Pull out every line below that holds the word "Tailwind".

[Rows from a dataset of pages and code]
►
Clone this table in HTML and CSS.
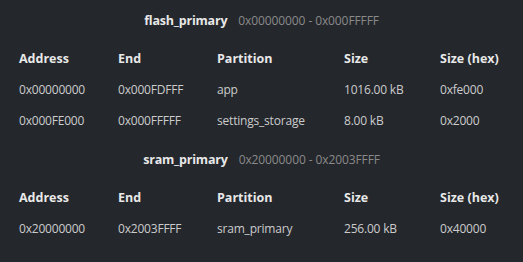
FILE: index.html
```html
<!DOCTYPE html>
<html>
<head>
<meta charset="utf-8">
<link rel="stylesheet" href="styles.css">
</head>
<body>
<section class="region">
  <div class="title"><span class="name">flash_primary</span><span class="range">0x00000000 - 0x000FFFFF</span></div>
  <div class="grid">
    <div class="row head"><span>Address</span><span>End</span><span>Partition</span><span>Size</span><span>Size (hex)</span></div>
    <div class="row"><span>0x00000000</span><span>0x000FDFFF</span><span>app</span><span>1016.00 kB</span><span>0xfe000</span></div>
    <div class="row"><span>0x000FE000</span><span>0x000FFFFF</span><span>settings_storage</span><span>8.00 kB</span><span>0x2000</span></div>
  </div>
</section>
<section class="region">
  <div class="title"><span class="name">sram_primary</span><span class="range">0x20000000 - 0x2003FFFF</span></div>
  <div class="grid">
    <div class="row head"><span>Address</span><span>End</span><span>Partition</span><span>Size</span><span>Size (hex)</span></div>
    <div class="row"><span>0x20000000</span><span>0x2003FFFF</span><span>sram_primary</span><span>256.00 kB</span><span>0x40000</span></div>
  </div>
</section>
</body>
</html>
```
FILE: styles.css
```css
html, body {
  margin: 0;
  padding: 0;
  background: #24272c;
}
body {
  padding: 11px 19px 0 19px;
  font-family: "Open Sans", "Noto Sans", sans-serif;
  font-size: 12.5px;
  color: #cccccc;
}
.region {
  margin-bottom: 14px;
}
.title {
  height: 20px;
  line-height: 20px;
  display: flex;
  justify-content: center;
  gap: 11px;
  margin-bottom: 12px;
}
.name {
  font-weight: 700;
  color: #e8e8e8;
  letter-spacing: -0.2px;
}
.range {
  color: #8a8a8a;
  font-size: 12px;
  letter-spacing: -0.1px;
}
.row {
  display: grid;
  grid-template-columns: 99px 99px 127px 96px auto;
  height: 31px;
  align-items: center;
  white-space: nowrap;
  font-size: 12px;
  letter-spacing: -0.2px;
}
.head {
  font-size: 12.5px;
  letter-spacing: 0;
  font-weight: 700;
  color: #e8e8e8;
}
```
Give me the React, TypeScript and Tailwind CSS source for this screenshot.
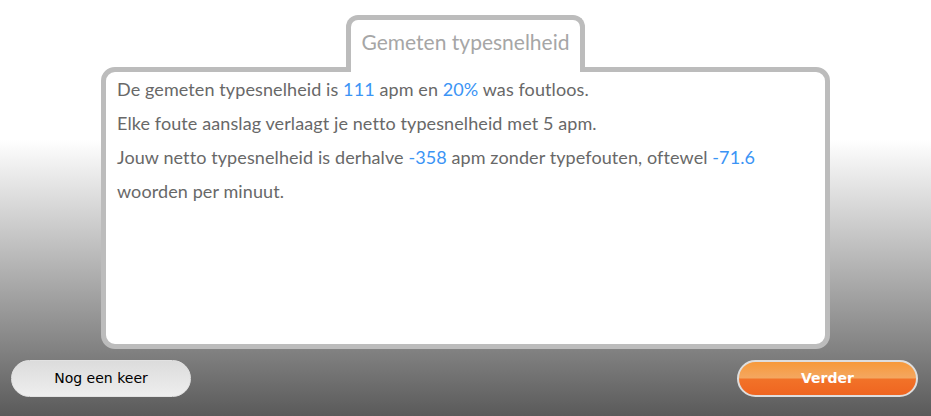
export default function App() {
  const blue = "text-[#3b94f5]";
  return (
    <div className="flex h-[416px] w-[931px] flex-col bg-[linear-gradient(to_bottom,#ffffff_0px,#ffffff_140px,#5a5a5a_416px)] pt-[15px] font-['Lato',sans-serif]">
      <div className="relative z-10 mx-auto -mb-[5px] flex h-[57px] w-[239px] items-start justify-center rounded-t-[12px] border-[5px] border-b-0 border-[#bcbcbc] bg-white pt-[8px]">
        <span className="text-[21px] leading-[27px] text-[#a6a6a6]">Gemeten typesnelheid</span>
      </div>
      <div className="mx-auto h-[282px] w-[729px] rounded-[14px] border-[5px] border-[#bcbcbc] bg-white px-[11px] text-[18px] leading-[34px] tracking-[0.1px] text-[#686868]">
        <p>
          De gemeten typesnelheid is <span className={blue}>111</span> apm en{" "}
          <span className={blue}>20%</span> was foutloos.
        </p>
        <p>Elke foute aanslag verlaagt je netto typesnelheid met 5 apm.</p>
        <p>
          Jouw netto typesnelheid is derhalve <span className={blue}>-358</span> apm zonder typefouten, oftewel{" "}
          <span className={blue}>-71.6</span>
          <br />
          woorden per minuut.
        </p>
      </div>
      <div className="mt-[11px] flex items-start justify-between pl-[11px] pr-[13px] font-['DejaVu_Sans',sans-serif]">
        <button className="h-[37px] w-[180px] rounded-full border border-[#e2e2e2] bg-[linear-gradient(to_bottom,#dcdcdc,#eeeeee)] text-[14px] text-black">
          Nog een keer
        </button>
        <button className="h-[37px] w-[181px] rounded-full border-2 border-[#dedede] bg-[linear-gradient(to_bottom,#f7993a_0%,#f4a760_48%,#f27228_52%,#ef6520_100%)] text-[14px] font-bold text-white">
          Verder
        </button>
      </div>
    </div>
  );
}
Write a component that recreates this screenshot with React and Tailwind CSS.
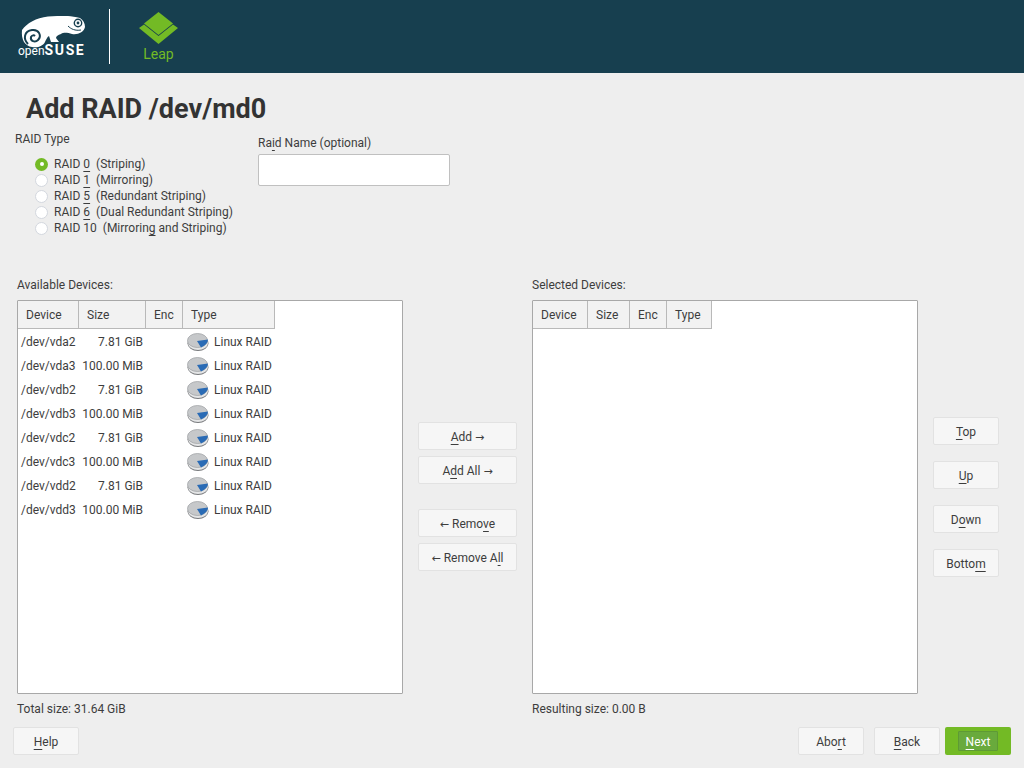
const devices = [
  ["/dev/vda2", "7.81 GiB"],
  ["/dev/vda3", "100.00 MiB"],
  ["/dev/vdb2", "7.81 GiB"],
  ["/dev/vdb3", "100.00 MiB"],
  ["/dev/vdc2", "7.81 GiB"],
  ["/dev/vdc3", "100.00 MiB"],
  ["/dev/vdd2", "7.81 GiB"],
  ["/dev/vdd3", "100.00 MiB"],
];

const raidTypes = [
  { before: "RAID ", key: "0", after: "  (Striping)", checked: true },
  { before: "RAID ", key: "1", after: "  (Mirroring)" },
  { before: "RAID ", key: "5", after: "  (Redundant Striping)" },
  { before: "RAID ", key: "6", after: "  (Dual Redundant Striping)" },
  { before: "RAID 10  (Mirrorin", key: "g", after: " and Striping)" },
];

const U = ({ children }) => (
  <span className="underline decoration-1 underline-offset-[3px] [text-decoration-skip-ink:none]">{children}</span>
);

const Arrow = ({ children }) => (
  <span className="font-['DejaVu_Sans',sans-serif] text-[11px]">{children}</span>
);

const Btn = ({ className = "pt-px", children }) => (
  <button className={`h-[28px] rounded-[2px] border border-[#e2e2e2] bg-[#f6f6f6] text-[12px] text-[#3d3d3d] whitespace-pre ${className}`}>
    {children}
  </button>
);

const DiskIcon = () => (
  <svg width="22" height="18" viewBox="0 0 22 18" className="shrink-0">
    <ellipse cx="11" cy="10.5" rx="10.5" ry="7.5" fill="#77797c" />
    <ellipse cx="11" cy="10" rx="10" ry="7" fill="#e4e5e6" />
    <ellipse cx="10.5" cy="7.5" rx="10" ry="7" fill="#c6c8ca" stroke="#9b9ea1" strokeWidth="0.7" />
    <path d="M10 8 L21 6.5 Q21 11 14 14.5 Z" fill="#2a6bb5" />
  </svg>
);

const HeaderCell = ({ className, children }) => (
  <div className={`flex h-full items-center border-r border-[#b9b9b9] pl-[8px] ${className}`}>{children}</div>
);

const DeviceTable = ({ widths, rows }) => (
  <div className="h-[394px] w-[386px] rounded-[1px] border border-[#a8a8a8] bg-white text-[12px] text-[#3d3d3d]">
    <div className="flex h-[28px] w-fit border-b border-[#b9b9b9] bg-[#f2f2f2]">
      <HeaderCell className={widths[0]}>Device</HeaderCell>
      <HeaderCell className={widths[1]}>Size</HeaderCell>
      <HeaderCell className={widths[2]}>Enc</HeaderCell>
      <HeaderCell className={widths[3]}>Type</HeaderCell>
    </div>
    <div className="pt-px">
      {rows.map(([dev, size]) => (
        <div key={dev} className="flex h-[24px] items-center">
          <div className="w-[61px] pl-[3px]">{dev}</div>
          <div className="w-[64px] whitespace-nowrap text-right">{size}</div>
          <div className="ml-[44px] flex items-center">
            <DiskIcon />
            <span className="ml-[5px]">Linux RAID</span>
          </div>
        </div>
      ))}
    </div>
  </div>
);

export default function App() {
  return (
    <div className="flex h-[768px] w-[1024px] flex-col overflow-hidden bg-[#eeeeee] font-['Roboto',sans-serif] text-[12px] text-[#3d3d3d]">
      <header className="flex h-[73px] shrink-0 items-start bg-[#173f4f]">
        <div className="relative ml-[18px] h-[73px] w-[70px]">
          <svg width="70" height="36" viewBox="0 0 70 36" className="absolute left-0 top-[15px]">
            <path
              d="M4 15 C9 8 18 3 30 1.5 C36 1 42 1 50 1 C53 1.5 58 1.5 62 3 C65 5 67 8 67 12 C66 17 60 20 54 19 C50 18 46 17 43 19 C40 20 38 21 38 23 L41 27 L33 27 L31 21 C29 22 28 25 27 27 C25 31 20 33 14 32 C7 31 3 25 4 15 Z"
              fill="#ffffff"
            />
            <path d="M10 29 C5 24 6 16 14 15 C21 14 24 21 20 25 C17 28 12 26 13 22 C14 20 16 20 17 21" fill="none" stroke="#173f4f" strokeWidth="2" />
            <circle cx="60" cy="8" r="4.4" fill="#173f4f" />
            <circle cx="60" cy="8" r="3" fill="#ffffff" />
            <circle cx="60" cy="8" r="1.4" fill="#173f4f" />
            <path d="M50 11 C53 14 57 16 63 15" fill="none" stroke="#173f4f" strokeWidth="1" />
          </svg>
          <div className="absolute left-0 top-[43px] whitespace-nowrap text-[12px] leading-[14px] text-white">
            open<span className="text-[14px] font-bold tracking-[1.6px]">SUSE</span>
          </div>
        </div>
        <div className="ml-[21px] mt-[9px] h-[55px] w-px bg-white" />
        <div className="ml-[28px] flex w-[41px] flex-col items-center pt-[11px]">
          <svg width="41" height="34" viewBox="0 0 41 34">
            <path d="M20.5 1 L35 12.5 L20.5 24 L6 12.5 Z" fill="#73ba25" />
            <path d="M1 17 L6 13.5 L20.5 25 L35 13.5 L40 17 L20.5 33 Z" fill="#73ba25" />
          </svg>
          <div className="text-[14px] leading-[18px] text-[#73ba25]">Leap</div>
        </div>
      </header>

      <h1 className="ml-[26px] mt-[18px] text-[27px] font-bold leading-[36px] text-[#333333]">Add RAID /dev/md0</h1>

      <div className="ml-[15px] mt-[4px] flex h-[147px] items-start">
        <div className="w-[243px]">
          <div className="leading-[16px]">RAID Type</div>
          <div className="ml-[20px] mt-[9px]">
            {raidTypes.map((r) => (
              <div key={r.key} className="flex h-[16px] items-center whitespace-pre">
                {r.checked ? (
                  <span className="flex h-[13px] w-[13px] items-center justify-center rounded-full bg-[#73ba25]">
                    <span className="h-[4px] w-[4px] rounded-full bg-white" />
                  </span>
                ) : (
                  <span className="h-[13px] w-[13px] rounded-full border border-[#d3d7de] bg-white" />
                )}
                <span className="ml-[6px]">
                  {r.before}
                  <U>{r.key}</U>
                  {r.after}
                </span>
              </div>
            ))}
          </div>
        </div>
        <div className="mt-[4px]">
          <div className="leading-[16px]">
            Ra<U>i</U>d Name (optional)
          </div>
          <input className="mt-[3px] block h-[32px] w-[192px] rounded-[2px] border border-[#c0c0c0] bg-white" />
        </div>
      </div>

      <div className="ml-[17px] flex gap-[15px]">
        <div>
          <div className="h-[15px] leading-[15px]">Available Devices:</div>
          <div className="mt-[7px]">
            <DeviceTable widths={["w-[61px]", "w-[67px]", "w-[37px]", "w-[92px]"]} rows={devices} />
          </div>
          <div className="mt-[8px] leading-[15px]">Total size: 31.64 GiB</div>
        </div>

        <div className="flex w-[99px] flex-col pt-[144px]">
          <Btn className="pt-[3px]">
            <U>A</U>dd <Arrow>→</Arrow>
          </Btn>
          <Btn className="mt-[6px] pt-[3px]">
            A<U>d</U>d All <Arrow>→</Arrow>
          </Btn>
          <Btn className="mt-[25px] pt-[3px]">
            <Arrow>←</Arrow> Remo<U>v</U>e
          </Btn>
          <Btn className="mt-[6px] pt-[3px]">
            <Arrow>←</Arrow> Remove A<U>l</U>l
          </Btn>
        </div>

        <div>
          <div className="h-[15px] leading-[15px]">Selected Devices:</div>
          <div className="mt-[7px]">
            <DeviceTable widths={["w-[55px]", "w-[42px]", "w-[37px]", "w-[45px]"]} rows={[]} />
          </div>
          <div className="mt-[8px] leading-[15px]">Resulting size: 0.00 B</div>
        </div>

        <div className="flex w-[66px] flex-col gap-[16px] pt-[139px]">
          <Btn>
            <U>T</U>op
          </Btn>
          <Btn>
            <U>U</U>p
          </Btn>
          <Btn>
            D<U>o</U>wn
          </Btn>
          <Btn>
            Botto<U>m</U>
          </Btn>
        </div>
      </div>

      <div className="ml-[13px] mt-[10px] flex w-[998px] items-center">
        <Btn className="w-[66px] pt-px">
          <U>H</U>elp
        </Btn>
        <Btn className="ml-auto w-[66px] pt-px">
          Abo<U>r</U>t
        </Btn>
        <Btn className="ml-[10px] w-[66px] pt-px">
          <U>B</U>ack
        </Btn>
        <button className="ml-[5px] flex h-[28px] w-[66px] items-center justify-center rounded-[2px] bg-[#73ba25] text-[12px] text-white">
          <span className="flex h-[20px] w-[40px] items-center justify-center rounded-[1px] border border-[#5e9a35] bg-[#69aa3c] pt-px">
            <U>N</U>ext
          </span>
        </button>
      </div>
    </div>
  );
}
◄
Written solution.
Give me the React, TypeScript and Tailwind CSS source for this screenshot.
Write a component that recreates this screenshot with React and Tailwind CSS.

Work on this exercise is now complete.